7. Everyone Needs Incentives
Just one group of employees needs incentives: Those who are unwilling but able to do something. According to my research, this group comprises somewhere between 60-80 percent of an organization’s employees. But coaching also works and will turn them into employees who are willing and able faster than incentives.
For employees who are willing and able to complete the task, recognition from a supervisor for a job well done will make their heart sing.
For employees who are willing but unable, incentives don’t work but training does. For the actively disengaged, the unwilling and unable, only accountability works.
Incentives are only one part of an overall employee performance management system. The other important components are: pre-employment testing, training, coaching, recognition and accountability.

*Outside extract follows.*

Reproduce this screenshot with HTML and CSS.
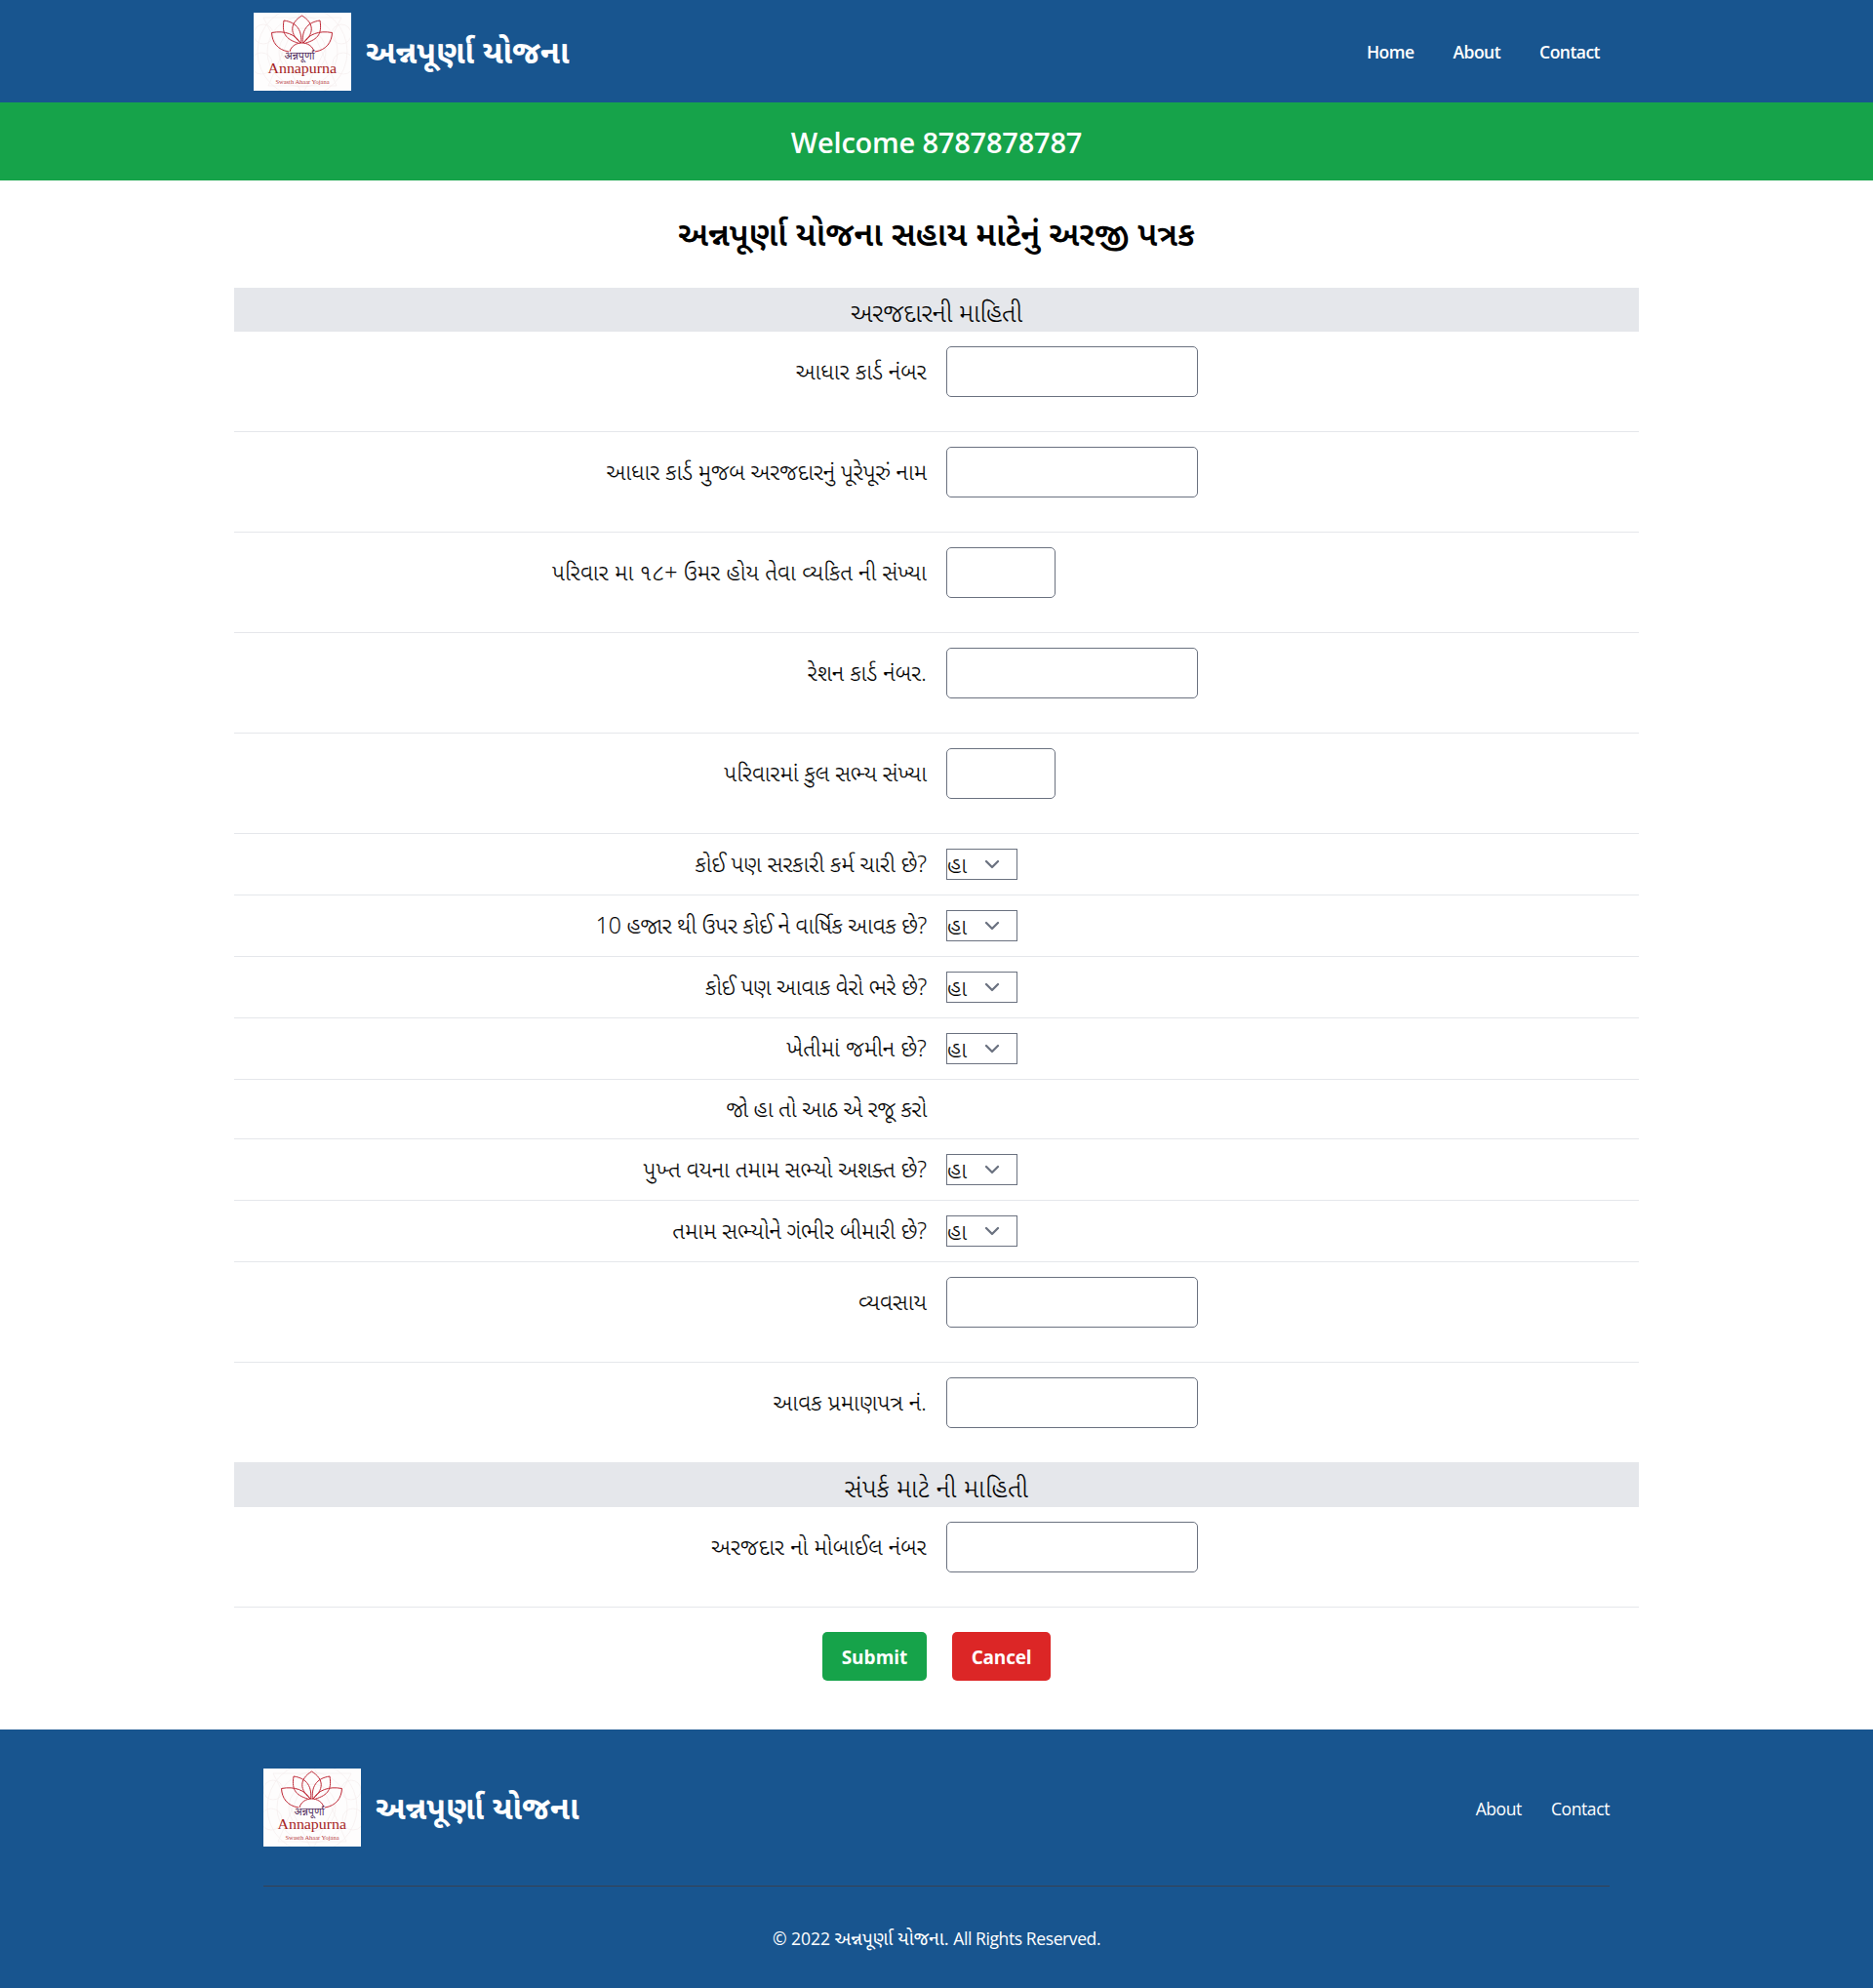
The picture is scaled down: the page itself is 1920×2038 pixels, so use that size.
FILE: index.html
```html
<!DOCTYPE html>
<html lang="gu">
<head>
<meta charset="utf-8">
<title>અન્નપૂર્ણા યોજના</title>
<link rel="stylesheet" href="styles.css">
</head>
<body>
<svg class="defs" width="0" height="0" aria-hidden="true">
  <symbol id="logo" viewBox="0 0 100 80">
    <rect width="100" height="80" fill="#fefdfd"/>
    <g fill="none" stroke="#f5eeee" stroke-width=".7">
      <circle cx="50" cy="40" r="24"/><circle cx="50" cy="40" r="36"/><circle cx="50" cy="40" r="46"/>
      <circle cx="10" cy="22" r="10"/><circle cx="90" cy="22" r="10"/><circle cx="8" cy="52" r="11"/><circle cx="92" cy="52" r="11"/>
      <path d="M50 -6 85 75H15zM10 5h80L50 84z"/>
    </g>
    <g fill="none" stroke="#bf2a38" stroke-width="1">
      <path d="M49.500 3C36.500 11 36.500 22 49.500 32C62.500 22 62.500 11 49.500 3z"/>
      <path d="M31 8C28.500 23 34 28 48.500 32C50 19 45 10 31 8z"/>
      <path d="M68 8C70.500 23 65 28 50.500 32C49 19 54 10 68 8z"/>
      <path d="M36 40C24 38 19 30 18.500 20.500C32 18 43 22 48.500 32"/>
      <path d="M63 40C75 38 80 30 80.500 20.500C67 18 56 22 50.500 32"/>
      <path d="M37 40C40 28 59 28 62 40" fill="#fff"/>
    </g>
    <text class="logo-hi" x="47" y="47.500" text-anchor="middle" textLength="31" lengthAdjust="spacingAndGlyphs">अन्नपूर्णा</text>
    <text class="logo-en" x="14.500" y="62" textLength="70.500" lengthAdjust="spacingAndGlyphs">Annapurna</text>
    <text class="logo-sub" x="22.500" y="73" textLength="55" lengthAdjust="spacingAndGlyphs">Swasth Ahaar Yojana</text>
  </symbol>
  <symbol id="chevron" viewBox="0 0 20 20">
    <path d="M6 8l4 4 4-4" fill="none" stroke="#6b7280" stroke-width="1.500" stroke-linecap="round" stroke-linejoin="round"/>
  </symbol>
</svg>

<header class="header">
  <div class="header-inner">
    <a class="brand"><svg class="logo"><use href="#logo"/></svg><span class="brand-name">અન્નપૂર્ણા યોજના</span></a>
    <nav class="nav"><a>Home</a><a>About</a><a>Contact</a></nav>
  </div>
</header>
<div class="welcome">Welcome 8787878787</div>

<main class="form">
  <h1 class="title">અન્નપૂર્ણા યોજના સહાય માટેનું અરજી પત્રક</h1>
  <h2 class="section">અરજદારની માહિતી</h2>
  <div class="row"><label class="label loose">આધાર કાર્ડ નંબર</label><div class="input"></div></div>
  <div class="row"><label class="label">આધાર કાર્ડ મુજબ અરજદારનું પૂરેપૂરું નામ</label><div class="input"></div></div>
  <div class="row"><label class="label loose">પરિવાર મા ૧૮+ ઉમર હોય તેવા વ્યકિત ની સંખ્યા</label><div class="input input-small"></div></div>
  <div class="row"><label class="label loose">રેશન કાર્ડ નંબર.</label><div class="input"></div></div>
  <div class="row"><label class="label">પરિવારમાં કુલ સભ્ય સંખ્યા</label><div class="input input-small"></div></div>
  <div class="row row-select"><label class="label">કોઈ પણ સરકારી કર્મ ચારી છે?</label><div class="select">હા<svg class="chevron"><use href="#chevron"/></svg></div></div>
  <div class="row row-select"><label class="label tight">10 હજાર થી ઉપર કોઈ ને વાર્ષિક આવક છે?</label><div class="select">હા<svg class="chevron"><use href="#chevron"/></svg></div></div>
  <div class="row row-select"><label class="label tight">કોઈ પણ આવાક વેરો ભરે છે?</label><div class="select">હા<svg class="chevron"><use href="#chevron"/></svg></div></div>
  <div class="row row-select"><label class="label loose">ખેતીમાં જમીન છે?</label><div class="select">હા<svg class="chevron"><use href="#chevron"/></svg></div></div>
  <div class="row row-note"><label class="label tight">જો હા તો આઠ એ રજૂ કરો</label></div>
  <div class="row row-select"><label class="label">પુખ્ત વયના તમામ સભ્યો અશક્ત છે?</label><div class="select">હા<svg class="chevron"><use href="#chevron"/></svg></div></div>
  <div class="row row-select"><label class="label">તમામ સભ્યોને ગંભીર બીમારી છે?</label><div class="select">હા<svg class="chevron"><use href="#chevron"/></svg></div></div>
  <div class="row"><label class="label loose">વ્યવસાય</label><div class="input"></div></div>
  <div class="row row-last"><label class="label loose">આવક પ્રમાણપત્ર નં.</label><div class="input"></div></div>
  <h2 class="section section-contact">સંપર્ક માટે ની માહિતી</h2>
  <div class="row"><label class="label loose">અરજદાર નો મોબાઈલ નંબર</label><div class="input"></div></div>
  <div class="actions"><button class="btn btn-submit">Submit</button><button class="btn btn-cancel">Cancel</button></div>
</main>

<footer class="footer">
  <div class="footer-inner">
    <div class="footer-top">
      <a class="brand"><svg class="logo"><use href="#logo"/></svg><span class="brand-name">અન્નપૂર્ણા યોજના</span></a>
      <nav class="footer-nav"><a>About</a><a>Contact</a></nav>
    </div>
    <p class="copyright">© 2022 <span class="copyright-name">અન્નપૂર્ણા યોજના.</span> <span class="rights">All Rights Reserved.</span></p>
  </div>
</footer>
</body>
</html>
```
FILE: styles.css
```css
* { box-sizing: border-box; }
body { margin: 0; background: #fff; color: #000; font-family: "Open Sans", "Noto Sans", "Noto Sans Gujarati", sans-serif; }
.defs { display: none; }
.logo-hi { font: 11px "Noto Sans", sans-serif; fill: #54305f; }
.logo-en { font: 14px "Liberation Serif", serif; fill: #a51f25; }
.logo-sub { font: 6px "Liberation Serif", serif; fill: #b53a41; }

.header { height: 105px; background: #18558f; color: #fff; }
.header-inner { width: 1400px; margin: 0 auto; padding-top: 13px; display: flex; justify-content: space-between; align-items: flex-start; }
.brand { display: flex; align-items: center; gap: 15px; }
.logo { width: 100px; height: 80px; flex: none; }
.brand-name { font-size: 32.600px; font-weight: 700; line-height: 40px; white-space: nowrap; }
.nav { height: 80px; display: flex; align-items: center; gap: 40px; padding-right: 20px; font-size: 17.500px; font-weight: 600; letter-spacing: -.52px; }

.welcome { height: 80px; display: flex; align-items: center; justify-content: center; background: #16a34a; color: #fff; font-size: 29px; font-weight: 600; letter-spacing: -.2px; }

.form { width: 1440px; margin: 0 auto; }
.title { height: 110px; margin: 0; padding-top: 2px; display: flex; align-items: center; justify-content: center; font-size: 33.800px; font-weight: 600; }
.section { height: 45px; margin: 0; display: flex; justify-content: center; padding-top: 7px; background: #e5e7eb; font-size: 26px; font-weight: 300; line-height: 36px; -webkit-text-stroke: .15px #000; }
.section-contact { height: 46px; padding-top: 8px; letter-spacing: .45px; }
.row { height: 103px; padding-top: 15px; display: grid; grid-template-columns: 710px 1fr; column-gap: 20px; align-items: start; border-bottom: 1px solid #e5e7eb; }
.row-select { height: 63px; }
.row-note { height: 61px; }
.row-last { height: 102px; border-bottom: 0; }
.label { line-height: 51px; font-size: 23px; font-weight: 300; text-align: right; white-space: nowrap; -webkit-text-stroke: .15px #000; }
.loose { letter-spacing: .18px; }
.tight { letter-spacing: -.2px; }
.row-select .label { line-height: 31px; }
.row-note .label { line-height: 29px; }
.input { width: 258px; height: 52px; border: 1px solid #6b7280; border-radius: 5px; background: #fff; }
.input-small { width: 112px; }
.select { width: 73px; height: 32px; padding-right: 10px; display: flex; align-items: center; justify-content: space-between; border: 1px solid #6b7280; font-size: 23px; font-weight: 300; line-height: 28px; -webkit-text-stroke: .15px #000; }
.chevron { width: 30px; height: 30px; }
.actions { padding: 25px 3px 50px 603px; display: flex; gap: 26px; }
.btn { height: 50px; width: 107px; padding: 2px 0 0; border: 0; border-radius: 5px; color: #fff; font: 700 19px "Open Sans", sans-serif; }
.btn-submit { background: #16a34a; }
.btn-cancel { width: 101px; background: #dc2626; letter-spacing: -.2px; }

.footer { height: 265px; background: #18558f; color: #fff; }
.footer-inner { width: 1380px; margin: 0 auto; padding-top: 40px; }
.footer-top { height: 121px; display: flex; align-items: flex-start; justify-content: space-between; border-bottom: 1px solid #374151; }
.footer-nav { display: flex; gap: 30px; align-items: center; height: 80px; padding-top: 2px; font-size: 17.500px; letter-spacing: -.4px; }
.copyright { margin: 0; padding-top: 38px; text-align: center; font-size: 17.500px; line-height: 30px; }
.copyright-name { font-size: 19px; }
.rights { letter-spacing: -.4px; }
```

8. Incentives Caused the Wells Fargo Situation
Incentives did not create the Wells Fargo situation. The problem was with leadership. Where you place your focus will create behavior. I interviewed a good friend of mine who worked in leadership at Wells Fargo. While I can’t share her name, I can share her experience.
One day, the former CEO at Wells Fargo stood up in a meeting and said, “Everyone who banks with Wells Fargo should have eight different products.” The VPs told the regional managers, who told the branch managers, who told their employees. And then someone in marketing said, “If everyone needs eight products, we need to incent employees.”
But the incentive was just one of the things that happened. It was a leadership decision to live out and achieve a growth goal rather than to achieve a larger mission, and it caused a world of hurt.
Your core values should act as your guard rail for your CU’s culture, guiding daily decision-making, helping employees navigate trade-offs and aligning everyone on a single trajectory.